I thought it was great casting because they LOOK like they could be brothers,
They do, as do many other actors.
and I can't picture the characters any other way anymore.
Yeah, that's actually a major reason that some of us care a lot about this. For one, it can simply be irritating that we rarely see depictions of our favorite characters that look remotely like them, but more importantly, these sorts of choices shape the popular conception of what Middle-earth's heroes are allowed to look like.
And as a neighbouring realm to Rohan, I wouldn't expect them to look much different as far as ethnicity?

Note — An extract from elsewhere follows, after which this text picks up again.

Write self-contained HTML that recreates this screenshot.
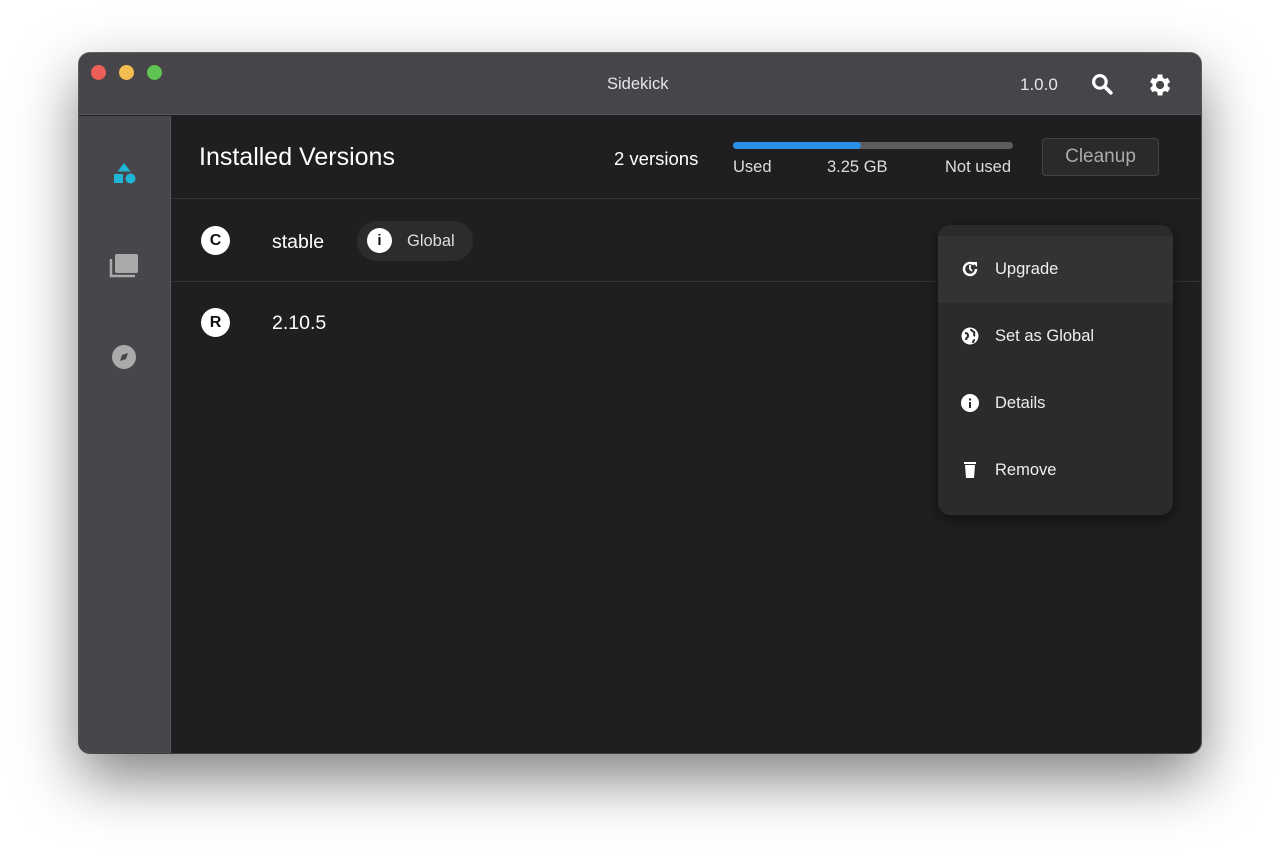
<!DOCTYPE html>
<html><head><style>
*{margin:0;padding:0;box-sizing:border-box}
body{width:1280px;height:858px;background:#fff;font-family:"Liberation Sans",sans-serif;position:relative;overflow:hidden}
.win{position:absolute;left:79px;top:53px;width:1122px;height:700px;border-radius:11px;background:#1f1f21;overflow:hidden;box-shadow:0 25px 60px rgba(0,0,0,.5),0 0 0 1px #6a686d}
.title{position:absolute;left:0;top:0;width:100%;height:62px;background:#47454a;border-bottom:1px solid #5a585d}
.dot{position:absolute;top:12px;width:15px;height:15px;border-radius:50%}
.side{position:absolute;left:0;top:63px;width:92px;bottom:0;background:#48464b;border-right:1px solid #5a585d}
.t{position:absolute;color:#eee;white-space:nowrap}
.line{position:absolute;left:93px;right:0;height:1px;background:#333335}
.circ{position:absolute;width:29px;height:29px;border-radius:50%;background:#fff;color:#111;font-weight:bold;font-size:16px;text-align:center;line-height:29px}
.menu{position:absolute;left:859px;top:172px;width:235px;height:290px;background:#2b2b2d;border-radius:12px;box-shadow:0 4px 14px rgba(0,0,0,.5)}
.mi{position:absolute;left:0;width:100%;height:67px}
.mi span{position:absolute;left:57px;top:24px;font-size:16.5px;color:#eee}
.mi svg{position:absolute;left:23px;top:24px}
</style></head><body>
<div class="win">
 <div class="title">
  <div class="dot" style="left:12px;background:#ec5f57"></div>
  <div class="dot" style="left:40px;background:#f4bd4f"></div>
  <div class="dot" style="left:68px;background:#5fc453"></div>
  <div class="t" style="left:528px;top:22px;font-size:16.5px;color:#e6e6e6">Sidekick</div>
  <div class="t" style="left:941px;top:22px;font-size:17px;color:#e6e6e6">1.0.0</div>
  <svg style="position:absolute;left:1012px;top:20px" width="23" height="23" viewBox="0 0 22 22"><circle cx="8.5" cy="8.5" r="6" fill="none" stroke="#fff" stroke-width="3"/><path d="M13 13l6 6" stroke="#fff" stroke-width="3.5" stroke-linecap="round"/></svg>
  <svg style="position:absolute;left:1066px;top:18px" width="28" height="28" viewBox="0 0 24 24"><path fill="#fff" d="M19.4 13a7.5 7.5 0 000-2l2.1-1.6-2-3.5-2.5 1a7.6 7.6 0 00-1.7-1L14.9 3h-4l-.4 2.9a7.6 7.6 0 00-1.7 1l-2.5-1-2 3.5L6.4 11a7.5 7.5 0 000 2l-2.1 1.6 2 3.5 2.5-1a7.6 7.6 0 001.7 1l.4 2.9h4l.4-2.9a7.6 7.6 0 001.7-1l2.5 1 2-3.5zM12.9 15.5a3.5 3.5 0 110-7 3.5 3.5 0 010 7z"/></svg>
 </div>
 <div class="side">
  <svg style="position:absolute;left:33px;top:45px" width="26" height="26" viewBox="0 0 26 26"><path d="M12 2l6.5 8.5H5.5z" fill="#1fb5d6"/><rect x="2" y="13" width="9" height="9" fill="#1fb5d6"/><circle cx="18.5" cy="17.5" r="5" fill="#1fb5d6"/></svg>
  <svg style="position:absolute;left:30px;top:136px" width="30" height="26" viewBox="0 0 30 26"><path d="M2 7v17h24" fill="none" stroke="#aaa" stroke-width="2.5"/><rect x="6" y="2" width="23" height="19" rx="2" fill="#aaa"/></svg>
  <svg style="position:absolute;left:32px;top:228px" width="26" height="26" viewBox="0 0 26 26"><circle cx="13" cy="13" r="12" fill="#aaa"/><path d="M17 9l-2 6-6 2 2-6z" fill="#48464b"/></svg>
 </div>
 <div class="t" style="left:120px;top:90px;font-size:25px;color:#fff">Installed Versions</div>
 <div class="t" style="left:535px;top:95px;font-size:18.5px;color:#fff">2 versions</div>
 <div style="position:absolute;left:654px;top:89px;width:280px;height:7px;border-radius:4px;background:#5d5d5f"><div style="width:128px;height:7px;border-radius:4px;background:#2b8fe8"></div></div>
 <div class="t" style="left:654px;top:105px;font-size:16.5px;color:#ddd">Used</div>
 <div class="t" style="left:748px;top:105px;font-size:16.5px;color:#ddd">3.25 GB</div>
 <div class="t" style="left:866px;top:105px;font-size:16.5px;color:#ddd">Not used</div>
 <div style="position:absolute;left:963px;top:85px;width:117px;height:38px;border:1px solid #444;border-radius:4px;background:#2a2a2c;color:#aaa;font-size:19px;text-align:center;line-height:36px">Cleanup</div>
 <div class="line" style="top:145px"></div>
 <div class="line" style="top:228px"></div>
 <div class="circ" style="left:122px;top:173px">C</div>
 <div class="t" style="left:193px;top:178px;font-size:19.5px;color:#fff">stable</div>
 <div style="position:absolute;left:278px;top:168px;width:116px;height:40px;border-radius:20px;background:#2c2c2e"></div>
 <div class="circ" style="left:288px;top:175px;width:25px;height:25px;line-height:25px;font-size:15px">i</div>
 <div class="t" style="left:328px;top:179px;font-size:16.5px;color:#ddd">Global</div>
 <div class="circ" style="left:122px;top:255px">R</div>
 <div class="t" style="left:193px;top:259px;font-size:19.5px;color:#fff">2.10.5</div>
 <div class="menu">
  <div class="mi" style="top:11px;background:#333335"><svg width="18" height="18" viewBox="0 0 18 18"><path d="M15 9a6 6 0 11-2-4.5" fill="none" stroke="#fff" stroke-width="2.5"/><path d="M11 2h5v5z" fill="#fff"/><path d="M9 5v4l2 2" stroke="#fff" stroke-width="1.8" fill="none"/></svg><span>Upgrade</span></div>
  <div class="mi" style="top:78px"><svg width="18" height="18" viewBox="0 0 18 18"><circle cx="9" cy="9" r="8.5" fill="#fff"/><path d="M4 6c2 0 3 1 3 3s-2 1-2 4M10 2c0 2 2 2 3 3s-1 3 1 4M12 16c0-2 1-3 2-3" stroke="#2b2b2d" stroke-width="2" fill="none"/></svg><span>Set as Global</span></div>
  <div class="mi" style="top:145px"><svg width="18" height="18" viewBox="0 0 18 18"><circle cx="9" cy="9" r="9" fill="#fff"/><rect x="8" y="8" width="2" height="6" fill="#2b2b2d"/><circle cx="9" cy="5.5" r="1.2" fill="#2b2b2d"/></svg><span>Details</span></div>
  <div class="mi" style="top:212px"><svg width="18" height="18" viewBox="0 0 18 18"><rect x="3" y="1" width="12" height="2" fill="#fff"/><path d="M4 4h10l-1 13H5z" fill="#fff"/></svg><span>Remove</span></div>
 </div>
</div>
</body></html>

Uh ... if you're talking about what's visually effective on film, I think sharing a border on the opposite end of the country from where Boromir and Faramir live and where their families are from matters much less than differentiating the peoples in a clear way. The movies honestly seem largely disinterested in the ways in which Gondorians and Rohirrim are contrasting foils for each other even as they draw nearer in culture, and particularly clear foils in the ruling families—but that would require caring about Gondor to anything like the extent that they care about Rohan, which they evidently don't.
If you're talking about Tolkien's version, meanwhile, Gondor is a vastly more ancient nation than Rohan, and includes multiple ethnic groups that long predate the arrival of the Rohirrim from the North, and mostly look nothing like them. According to Tolkien, the Dúnedain of southern Gondor are very different from any of the Northern-inspired peoples of Middle-earth. He indignantly wrote that, while the Shire was indeed meant to represent England, Minas Tirith is 600 miles south (at around the latitude of Florence, Italy) while the great Gondorian port of Pelargir is at about the latitude of Troy (now in Turkey), and he insisted that his vision for Gondor was therefore not remotely Nordic.
Elsewhere, he repeatedly compared the Gondor of LOTR to the Byzantine Empire, and also said that the Dúnedain of Gondor were best envisioned as ancient Egyptians. Tolkien's depiction of the Gondorian peoples had lots of influences to be sure—but blond English people are not among them, and they are clearly meant to contrast visually with the Rohirrim in particular.
The movies' indifference to all this in terms of casting is one debate, but the matter of whether the casting for Gondor is accurate to Tolkien's descriptions in or out of LOTR is very straightforward. It's not.